**What the exercise asks:** Transcribe only part of the material below: the lines from the one containing "Convert this screenshot" through the one containing "import React from 'react'", inclusive, exactly as written.

**Input for this task:**

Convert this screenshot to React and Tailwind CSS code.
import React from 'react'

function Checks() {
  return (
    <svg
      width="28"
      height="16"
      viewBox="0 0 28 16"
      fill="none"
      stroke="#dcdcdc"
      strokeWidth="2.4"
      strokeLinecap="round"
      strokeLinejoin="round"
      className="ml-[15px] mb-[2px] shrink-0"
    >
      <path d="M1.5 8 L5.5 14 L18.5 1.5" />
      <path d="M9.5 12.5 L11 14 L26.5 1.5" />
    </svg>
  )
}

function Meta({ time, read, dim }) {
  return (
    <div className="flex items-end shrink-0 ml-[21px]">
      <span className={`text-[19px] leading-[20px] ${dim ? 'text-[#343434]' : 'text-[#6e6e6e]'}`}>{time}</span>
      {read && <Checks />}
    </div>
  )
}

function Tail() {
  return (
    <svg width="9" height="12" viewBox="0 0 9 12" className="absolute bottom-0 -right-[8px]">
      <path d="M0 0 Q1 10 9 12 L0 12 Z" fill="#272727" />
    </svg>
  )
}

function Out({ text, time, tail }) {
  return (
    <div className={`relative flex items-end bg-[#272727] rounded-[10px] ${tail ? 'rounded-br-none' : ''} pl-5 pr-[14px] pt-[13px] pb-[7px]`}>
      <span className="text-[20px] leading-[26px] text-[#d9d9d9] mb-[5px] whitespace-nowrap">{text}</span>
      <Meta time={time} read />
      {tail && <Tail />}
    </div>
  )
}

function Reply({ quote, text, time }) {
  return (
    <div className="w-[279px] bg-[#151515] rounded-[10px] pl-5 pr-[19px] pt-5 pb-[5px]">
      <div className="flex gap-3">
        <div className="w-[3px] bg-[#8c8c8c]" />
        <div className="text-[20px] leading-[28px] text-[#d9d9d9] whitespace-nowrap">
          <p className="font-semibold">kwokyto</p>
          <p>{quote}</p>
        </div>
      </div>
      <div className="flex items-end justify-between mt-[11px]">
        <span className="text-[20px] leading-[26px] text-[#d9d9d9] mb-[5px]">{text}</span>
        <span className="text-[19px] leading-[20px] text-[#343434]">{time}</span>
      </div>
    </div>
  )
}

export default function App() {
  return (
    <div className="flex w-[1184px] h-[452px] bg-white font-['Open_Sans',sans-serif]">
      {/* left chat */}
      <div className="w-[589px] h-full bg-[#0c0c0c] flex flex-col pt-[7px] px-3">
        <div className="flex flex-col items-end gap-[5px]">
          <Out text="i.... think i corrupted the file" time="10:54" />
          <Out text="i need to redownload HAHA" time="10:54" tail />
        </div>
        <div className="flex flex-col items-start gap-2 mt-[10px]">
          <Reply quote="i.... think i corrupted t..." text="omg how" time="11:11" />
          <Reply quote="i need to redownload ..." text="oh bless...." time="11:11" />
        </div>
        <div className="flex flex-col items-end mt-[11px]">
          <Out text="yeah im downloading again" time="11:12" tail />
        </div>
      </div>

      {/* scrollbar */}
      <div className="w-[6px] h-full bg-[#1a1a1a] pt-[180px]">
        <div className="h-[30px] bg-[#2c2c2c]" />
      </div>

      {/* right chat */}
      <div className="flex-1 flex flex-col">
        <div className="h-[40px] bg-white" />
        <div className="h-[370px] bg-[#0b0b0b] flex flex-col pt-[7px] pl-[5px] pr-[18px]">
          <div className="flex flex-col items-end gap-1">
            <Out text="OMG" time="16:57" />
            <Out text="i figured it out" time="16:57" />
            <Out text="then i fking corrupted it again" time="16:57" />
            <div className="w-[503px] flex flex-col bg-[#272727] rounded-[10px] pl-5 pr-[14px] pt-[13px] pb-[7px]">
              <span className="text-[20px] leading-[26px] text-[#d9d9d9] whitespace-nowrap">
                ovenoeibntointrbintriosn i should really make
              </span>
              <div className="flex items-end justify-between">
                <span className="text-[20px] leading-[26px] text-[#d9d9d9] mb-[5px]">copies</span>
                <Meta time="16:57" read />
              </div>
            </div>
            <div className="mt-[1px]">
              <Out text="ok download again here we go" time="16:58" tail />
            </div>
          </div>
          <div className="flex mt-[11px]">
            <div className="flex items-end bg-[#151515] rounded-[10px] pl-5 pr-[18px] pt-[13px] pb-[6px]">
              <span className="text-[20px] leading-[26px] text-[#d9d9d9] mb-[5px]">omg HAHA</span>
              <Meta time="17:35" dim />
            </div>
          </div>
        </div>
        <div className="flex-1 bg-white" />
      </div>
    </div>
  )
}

* * *

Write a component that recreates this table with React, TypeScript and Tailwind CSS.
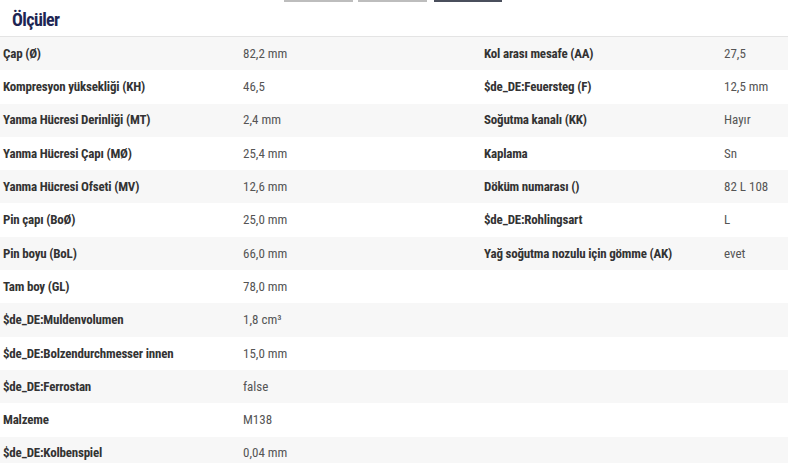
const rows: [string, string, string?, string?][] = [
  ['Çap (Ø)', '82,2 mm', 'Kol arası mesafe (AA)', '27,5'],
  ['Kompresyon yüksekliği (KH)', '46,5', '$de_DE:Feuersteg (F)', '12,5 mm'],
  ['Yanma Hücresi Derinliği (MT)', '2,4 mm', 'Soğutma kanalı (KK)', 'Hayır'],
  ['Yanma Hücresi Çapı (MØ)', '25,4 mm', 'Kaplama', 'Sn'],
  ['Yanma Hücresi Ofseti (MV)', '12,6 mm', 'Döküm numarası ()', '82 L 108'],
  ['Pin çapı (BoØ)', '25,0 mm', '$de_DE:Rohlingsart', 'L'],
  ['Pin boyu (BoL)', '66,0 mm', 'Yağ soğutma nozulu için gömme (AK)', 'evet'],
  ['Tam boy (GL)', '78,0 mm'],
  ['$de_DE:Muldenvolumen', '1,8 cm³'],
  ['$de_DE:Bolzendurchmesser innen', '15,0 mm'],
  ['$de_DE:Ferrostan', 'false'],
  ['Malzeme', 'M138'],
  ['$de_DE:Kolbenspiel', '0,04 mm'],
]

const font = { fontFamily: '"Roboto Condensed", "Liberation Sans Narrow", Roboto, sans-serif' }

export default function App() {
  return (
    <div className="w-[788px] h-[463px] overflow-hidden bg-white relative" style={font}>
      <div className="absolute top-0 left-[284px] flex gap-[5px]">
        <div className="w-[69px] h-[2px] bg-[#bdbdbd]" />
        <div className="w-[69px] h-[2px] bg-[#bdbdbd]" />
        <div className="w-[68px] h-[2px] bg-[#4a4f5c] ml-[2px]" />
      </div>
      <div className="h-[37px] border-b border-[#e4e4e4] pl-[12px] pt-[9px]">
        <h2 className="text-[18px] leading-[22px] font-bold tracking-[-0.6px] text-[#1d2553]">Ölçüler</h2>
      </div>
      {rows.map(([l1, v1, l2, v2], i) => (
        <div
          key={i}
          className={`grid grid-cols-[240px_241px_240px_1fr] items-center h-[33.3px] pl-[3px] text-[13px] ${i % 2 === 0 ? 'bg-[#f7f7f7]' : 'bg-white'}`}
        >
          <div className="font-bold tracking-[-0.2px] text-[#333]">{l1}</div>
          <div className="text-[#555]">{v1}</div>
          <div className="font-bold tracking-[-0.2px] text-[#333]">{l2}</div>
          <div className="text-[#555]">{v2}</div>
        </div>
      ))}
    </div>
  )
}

**The output:**
Convert this screenshot to React and Tailwind CSS code.
import React from 'react'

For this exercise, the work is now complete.